Bridges had a personal connection to the story. His cousin Kathy Simpson called him upon reading the book, and said, “you’ve got to play the part of Charles Howard.” To which Bridges said, “You’re kidding, who is Howard” She said, “He owned Seabiscuit.” Part of the reason why Bridges’s cousin was excited was that their grandfather, Fred Simpson, used to go to the races four times a week. Says Bridges: “As a teenager, I remember driving him to the races at Santa Anita. He probably bet on Seabiscuit. While we were shooting, I could feel his spirit smiling up there in heaven and looking down on us.”
Equally important to the casting was chameleon actor Chris Cooper. Says Ross: “I was really taken with the work he had done in American Beauty. We had an early look at Adaptation and saw the character that he played, which won him the Best Supporting Oscar. His extraordinary work in that film really convinced me that he was more than capable of getting inside Smith.” Besides, Cooper raised cattle with his father for twenty years and came to the part with a good idea of what kind of man Smith was. “Chris brings a piece of the West with him,” says Ross. “It’s in his walk, his voice, his physicality. Even when we were shooting at a racetrack or a church or some fancy eastern barn, he made sure he never lost it. In every scene with Cooper, you feel the range–he’s just a great actor.”

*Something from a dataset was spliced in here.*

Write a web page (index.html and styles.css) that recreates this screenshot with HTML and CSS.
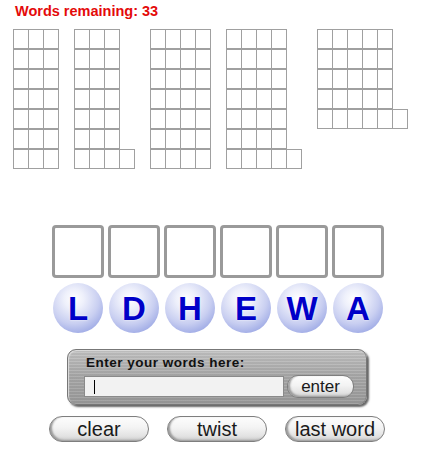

“This was a story I really wanted to tell, and to do it, we had to honor the history while translating it to the big screen. It was a huge task–a story that spans years and embodies a nation during a most particular and painful time.”
Unfortunately, despite good intentions, Seabiscuit became a middlebrow, uplifting movie, simplifying the potentially powerful material into a typically safe Hollywood picture, a glossy production aimed to please vert member of the audience by turning it into a mythical tale.